Here is how I get the original (unrelocated) addresses of the functions in question.

➜  lib readelf -Ws libruby.so | grep -i rb_hash_key_str
  6433: 00000000001085c0    37 FUNC    LOCAL  DEFAULT   13 rb_hash_key_str
➜  lib readelf -Ws libruby.so | grep -i rb_p$
   362: 000000000011c4b0   247 FUNC    GLOBAL DEFAULT   13 rb_p
➜  lib readelf -Ws libruby.so | grep -i rb_hash_aset
  1050: 0000000000101ad0   341 FUNC    GLOBAL DEFAULT   13 rb_hash_aset
  7620: 0000000000101ad0   341 FUNC    GLOBAL DEFAULT   13 rb_hash_aset

And I just cleaned up and migrated the body of our funchook helper function into one function:

static int install_hooks() {

    // Original function addresses.
    size_t relative_function_address = 0x00000000001085c0; // rb_hash_key_str
    // size_t relative_function_address = 0x0000000000101ad0; // rb_hash_aset
    // size_t relative_function_address = 0x000000000011c4b0;  // rb_p

    // Search for relative address of function in shared object library...
    struct link_map *lm;
    size_t new_addr;

    for (lm = _r_debug.r_map; lm != NULL; lm = lm->l_next) {
        if (strstr(lm->l_name, "libruby.so") != NULL) {
            new_addr = lm->l_addr + relative_function_address;
            printf("base address: %lx\n", lm->l_addr);
            printf("function address: %lx\n", new_addr);
        }
    }

    // Create reference to original function.
    typedef VALUE func(VALUE);
    func* rb_hash_key_str_orig = (func*)new_addr;

    funchook_t *funchook_reference = funchook_create();

    int prepareResult = funchook_prepare(funchook_reference, (void **)&rb_hash_key_str_orig, rb_hash_key_str_hook);
    int installResult = funchook_install(funchook_reference, 0);

    printf("Hooking results...\n");
    printf("Prepare: %d\n", prepareResult);
    printf("Install: %d\n", installResult);
    fflush(stdout);

    return 0;
}

Where the hook looks like:

VALUE rb_hash_key_str_hook(VALUE key) {
    printf("asdf2\n"); fflush(stdout);
    return key;
}

The output from this is:

base address: 7f5f5239d000
function address: 7f5f524a55c0
Hooking results...
Prepare: 0
Install: 0

So, that's how I now know that it succeeds, but unfortunately the behavior of rb_hash_key_str remains unchanged, and I do not get flooded with "asdf2\n"

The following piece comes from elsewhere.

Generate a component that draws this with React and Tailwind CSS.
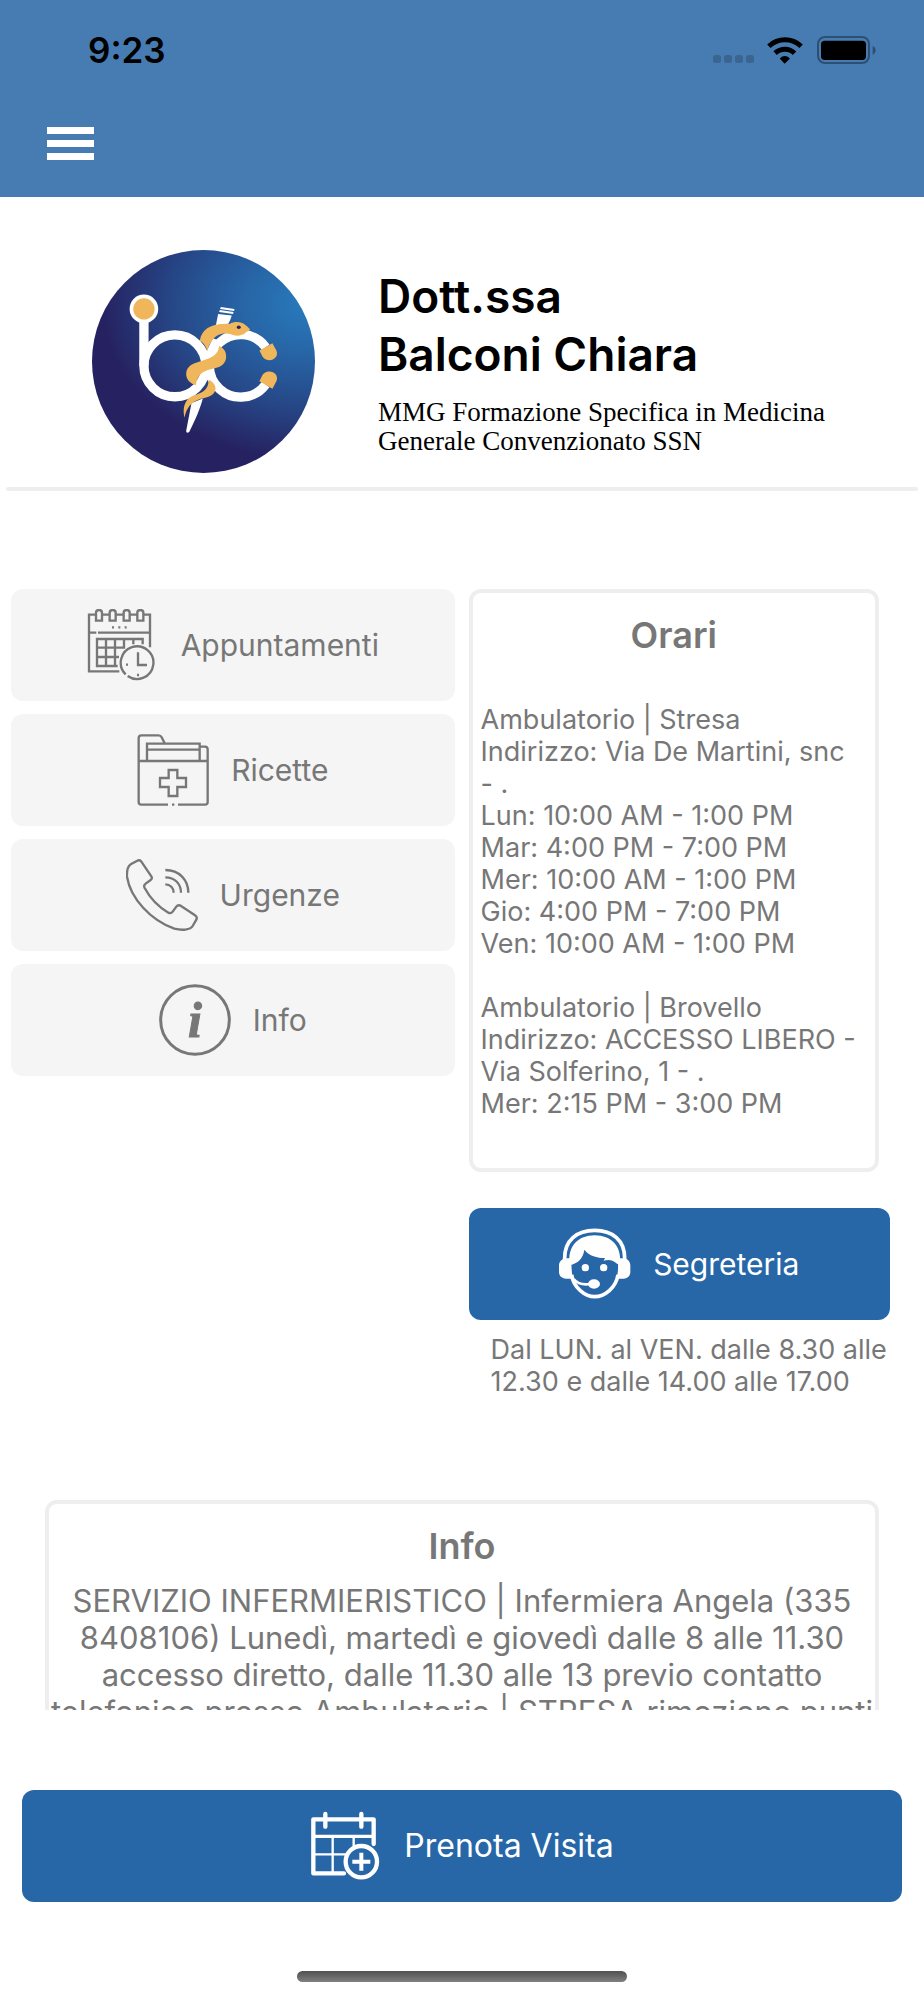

Now to test that the overall method is sound, I switched the function to look like:

static int install_hooks() {

    // Original function addresses.
    // size_t relative_function_address = 0x00000000001085c0; // rb_hash_key_str
    // size_t relative_function_address = 0x0000000000101ad0; // rb_hash_aset
    size_t relative_function_address = 0x000000000011c4b0;  // rb_p

    // Search for relative address of function in shared object library...
    struct link_map *lm;
    size_t new_addr;

    for (lm = _r_debug.r_map; lm != NULL; lm = lm->l_next) {
        if (strstr(lm->l_name, "libruby.so") != NULL) {
            new_addr = lm->l_addr + relative_function_address;
            printf("base address: %lx\n", lm->l_addr);
            printf("function address: %lx\n", new_addr);
        }
    }

    // Ruby test string.
    VALUE mystr = rb_sprintf("blah");
    rb_p(mystr);
    rb_p(mystr);
    rb_p(mystr);

    // Create reference to original function.
    typedef VALUE func(VALUE);
    func* rb_hash_key_str_orig = (func*)new_addr;

    funchook_t *funchook_reference = funchook_create();

    int prepareResult = funchook_prepare(funchook_reference, (void **)&rb_hash_key_str_orig, rb_hash_key_str_hook);
    int installResult = funchook_install(funchook_reference, 0);

    printf("Hooking results...\n");
    printf("Prepare: %d\n", prepareResult);
    printf("Install: %d\n", installResult);

    rb_p(mystr);
    rb_p(mystr);
    rb_p(mystr);

    fflush(stdout);

    return 0;
}

Which uses the same technique to find ruby's p method and replace it with the same hook. I then use p to print "blah" 3 times, patch ruby's p, and then do it again.

This time the results are as expected.

base address: 7feb39071000
function address: 7feb3918d4b0
"blah"
"blah"
"blah"
Hooking results...
Prepare: 0
Install: 0
asdf2
asdf2
asdf2

With ruby's p printing "asdf2\n" after the patch.